Organisational Structure

There have been questions about why the turnaround team was fiddling with the city’s organisational structure, especially the political structures such as council committees. Mettler says that based on their analysis, they realised that systems had to be put in place to ensure that long after the turnaround team had left the checks and balances remained.

Similarly, the organisational structure has been trimmed down and ordered into more manageable units under four main functional areas. These are finance, good governance, infrastructure and development services, and community development services.

Six months down the line, Msunduzi Municipality has not plunged down an abyss. It is hovering on the brink, but Mettler says that they are beginning to see the light at the end of the tunnel.

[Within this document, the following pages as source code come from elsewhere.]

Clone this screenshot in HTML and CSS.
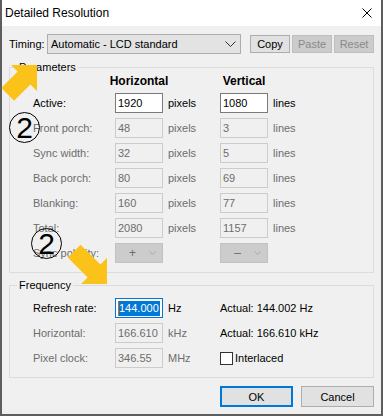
FILE: index.html
```html
<!DOCTYPE html>
<html>
<head>
<meta charset="utf-8">
<title>Detailed Resolution</title>
<link rel="stylesheet" href="styles.css">
</head>
<body>
<div class="window">
  <div class="titlebar">
    <span class="title">Detailed Resolution</span>
    <svg class="close" width="10" height="10" viewBox="0 0 10 10"><path d="M0.5 0.5 L9.5 9.5 M9.5 0.5 L0.5 9.5" stroke="#000" stroke-width="1" fill="none"/></svg>
  </div>
  <div class="content">
    <div class="timing-row">
      <span class="timing-label">Timing:</span>
      <div class="combo">
        <span>Automatic - LCD standard</span>
        <svg class="chev" width="11" height="6" viewBox="0 0 11 6"><polyline points="0.5,0.5 5.5,5.5 10.5,0.5" stroke="#333" stroke-width="1" fill="none"/></svg>
      </div>
      <div class="tbtns">
        <div class="btn">Copy</div>
        <div class="btn dis">Paste</div>
        <div class="btn dis">Reset</div>
      </div>
    </div>

    <fieldset class="group params">
      <legend>Parameters</legend>
      <div class="pgrid">
        <span></span><span class="hdr">Horizontal</span><span></span><span class="hdr">Vertical</span><span></span>

        <span class="lbl">Active:</span><div class="field">1920</div><span class="unit">pixels</span><div class="field">1080</div><span class="unit">lines</span>

        <span class="lbl g">Front porch:</span><div class="field dis">48</div><span class="unit g">pixels</span><div class="field dis">3</div><span class="unit g">lines</span>

        <span class="lbl g">Sync width:</span><div class="field dis">32</div><span class="unit g">pixels</span><div class="field dis">5</div><span class="unit g">lines</span>

        <span class="lbl g">Back porch:</span><div class="field dis">80</div><span class="unit g">pixels</span><div class="field dis">69</div><span class="unit g">lines</span>

        <span class="lbl g">Blanking:</span><div class="field dis">160</div><span class="unit g">pixels</span><div class="field dis">77</div><span class="unit g">lines</span>

        <span class="lbl g">Total:</span><div class="field dis">2080</div><span class="unit g">pixels</span><div class="field dis">1157</div><span class="unit g">lines</span>

        <span class="lbl g">Sync polarity:</span>
        <div class="pcombo"><span class="sign">+</span><svg class="pchev" width="7" height="4" viewBox="0 0 7 4"><polyline points="0.5,0.5 3.5,3.5 6.5,0.5" stroke="#a8a8a8" stroke-width="1" fill="none"/></svg></div>
        <span></span>
        <div class="pcombo"><span class="sign">&ndash;</span><svg class="pchev" width="7" height="4" viewBox="0 0 7 4"><polyline points="0.5,0.5 3.5,3.5 6.5,0.5" stroke="#a8a8a8" stroke-width="1" fill="none"/></svg></div>
        <span></span>
      </div>
    </fieldset>

    <fieldset class="group freq">
      <legend>Frequency</legend>
      <div class="fgrid">
        <span class="lbl">Refresh rate:</span>
        <div class="field focus"><span class="sel">144.000</span></div>
        <span class="unit">Hz</span>
        <span class="actual">Actual: 144.002 Hz</span>

        <span class="lbl g">Horizontal:</span>
        <div class="field dis">166.610</div>
        <span class="unit g">kHz</span>
        <span class="actual">Actual: 166.610 kHz</span>

        <span class="lbl g">Pixel clock:</span>
        <div class="field dis">346.55</div>
        <span class="unit g">MHz</span>
        <span class="check"><span class="box"></span><span>Interlaced</span></span>
      </div>
    </fieldset>

    <div class="footer">
      <div class="btn big default">OK</div>
      <div class="btn big">Cancel</div>
    </div>
  </div>

  <div class="overlay">
    <svg class="arrows" width="383" height="416" viewBox="0 0 383 416">
      <polygon points="37,65 37,91 30.4,84.4 14.1,100.7 1.3,87.9 17.6,71.6 11,65" fill="#fbc31a"/>
      <polygon points="107,284 107,258 100.4,264.6 80.6,244.8 67.8,257.6 87.6,277.4 81,284" fill="#fbc31a"/>
    </svg>
    <span class="circ c1">2</span>
    <span class="circ c2">2</span>
  </div>
</div>
</body>
</html>
```

FILE: styles.css
```css
* { box-sizing: border-box; }

html, body {
  margin: 0;
  padding: 0;
}

body {
  width: 383px;
  height: 416px;
  overflow: hidden;
  background: #f0f0f0;
  font-family: "Liberation Sans", Arial, sans-serif;
  font-size: 11px;
  color: #000;
}

.window {
  position: relative;
  width: 383px;
  height: 416px;
  border-left: 2px solid #5e5e5e;
  border-right: 2px solid #5e5e5e;
  border-bottom: 2px solid #5e5e5e;
  background: #f0f0f0;
  display: flex;
  flex-direction: column;
}

.titlebar {
  height: 26px;
  flex: 0 0 26px;
  background: #fff;
  display: flex;
  align-items: center;
  justify-content: space-between;
  padding: 0 9px 0 3px;
}

.title {
  font-size: 12px;
}

.close { display: block; }

.content {
  padding: 8px 7px 0 7px;
  display: flex;
  flex-direction: column;
}

/* timing row */
.timing-row {
  display: flex;
  align-items: center;
  height: 20px;
}

.timing-label {
  width: 38px;
}

.combo {
  width: 194px;
  height: 20px;
  background: #e3e3e3;
  border: 1px solid #adadad;
  display: flex;
  align-items: center;
  padding-left: 3px;
}

.combo .chev {
  margin-left: auto;
  margin-right: 4px;
}

.tbtns {
  display: flex;
  gap: 2px;
  margin-left: 9px;
}

.btn {
  width: 40px;
  height: 18px;
  background: #e1e1e1;
  border: 1px solid #adadad;
  display: flex;
  align-items: center;
  justify-content: center;
}

.btn.dis {
  background: #cccccc;
  border-color: #bfbfbf;
  color: #8a8a8a;
}

/* group boxes */
.group {
  margin: 0;
  padding: 0;
  border: 1px solid #dcdcdc;
  min-width: 0;
}

.group legend {
  margin-left: 7px;
  padding: 0 2px;
  line-height: 14px;
  height: 14px;
}

.params {
  margin-top: 6px;
}

.pgrid {
  display: grid;
  grid-template-columns: 82px 48px 57px 48px 1fr;
  grid-template-rows: 14px repeat(7, 20px);
  row-gap: 5px;
  align-items: center;
  padding: 0 0 9px 23px;
}

.hdr {
  font-weight: bold;
  font-size: 12px;
  justify-self: center;
  white-space: nowrap;
}

.lbl { white-space: nowrap; }
.g { color: #6d6d6d; }

.unit {
  padding-left: 5px;
  white-space: nowrap;
}

.field {
  height: 20px;
  border: 1px solid #7a7a7a;
  background: #fff;
  padding-left: 2px;
  display: flex;
  align-items: center;
  white-space: nowrap;
}

.field.dis {
  border-color: #cccccc;
  background: #f0f0f0;
  color: #6d6d6d;
}

.field.focus {
  border-color: #0078d7;
}

.sel {
  background: #0078d7;
  color: #fff;
  height: 15px;
  line-height: 15px;
  padding-right: 1px;
  border-left: 1px solid #d06a10;
}

.pcombo {
  height: 20px;
  background: #cccccc;
  border: 1px solid #c2c2c2;
  display: flex;
  align-items: center;
  padding-left: 12px;
  color: #6d6d6d;
}

.pcombo .sign {
  width: 9px;
  text-align: center;
  font-size: 12px;
}

.pcombo .pchev {
  margin-left: auto;
  margin-right: 6px;
}

.freq {
  margin-top: 5px;
}

.fgrid {
  display: grid;
  grid-template-columns: 82px 48px 57px 1fr;
  grid-template-rows: repeat(3, 20px);
  row-gap: 5px;
  align-items: center;
  padding: 6px 0 9px 23px;
}

.actual { white-space: nowrap; }

.check {
  display: flex;
  align-items: center;
  gap: 2px;
}

.check .box {
  width: 13px;
  height: 13px;
  border: 1px solid #333;
  background: #fff;
}

.footer {
  display: flex;
  justify-content: flex-end;
  gap: 8px;
  margin-top: 8px;
}

.btn.big {
  width: 73px;
  height: 21px;
}

.btn.default {
  border: 2px solid #0078d7;
}

/* annotation overlay */
.overlay {
  position: absolute;
  left: -2px;
  top: 0;
  width: 383px;
  height: 416px;
  pointer-events: none;
}

.arrows {
  position: absolute;
  left: 0;
  top: 0;
}

.circ {
  position: absolute;
  width: 31px;
  height: 31px;
  border: 1.5px solid #000;
  border-radius: 50%;
  display: flex;
  align-items: center;
  justify-content: center;
  font-size: 30px;
  line-height: 1;
  color: #000;
}

.c1 { left: 9px; top: 112px; }
.c2 { left: 31px; top: 228px; }
```
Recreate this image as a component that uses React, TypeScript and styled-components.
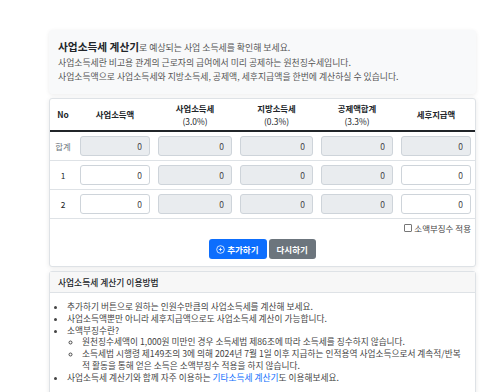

However, he describes it as a long tunnel. While the team expect to get most aspects sorted out, the financial recovery will take much longer. Mettler believes that it will be three years before Pietermartizburg becomes a financially sustainable city.

He and his team will be long gone by then, but they are confident that they will have put systems in place to ensure that the capital city maintains its status and does not fall from grace.

• Johan Mettler, who was brought in by the KZN provincial government of co-operative governance, has a contract until mid-September. A joint sitting of the provincial Scopa, Finance­ and Co-operative Governance Portfolio Committees earlier this month recommended an extension of his contract.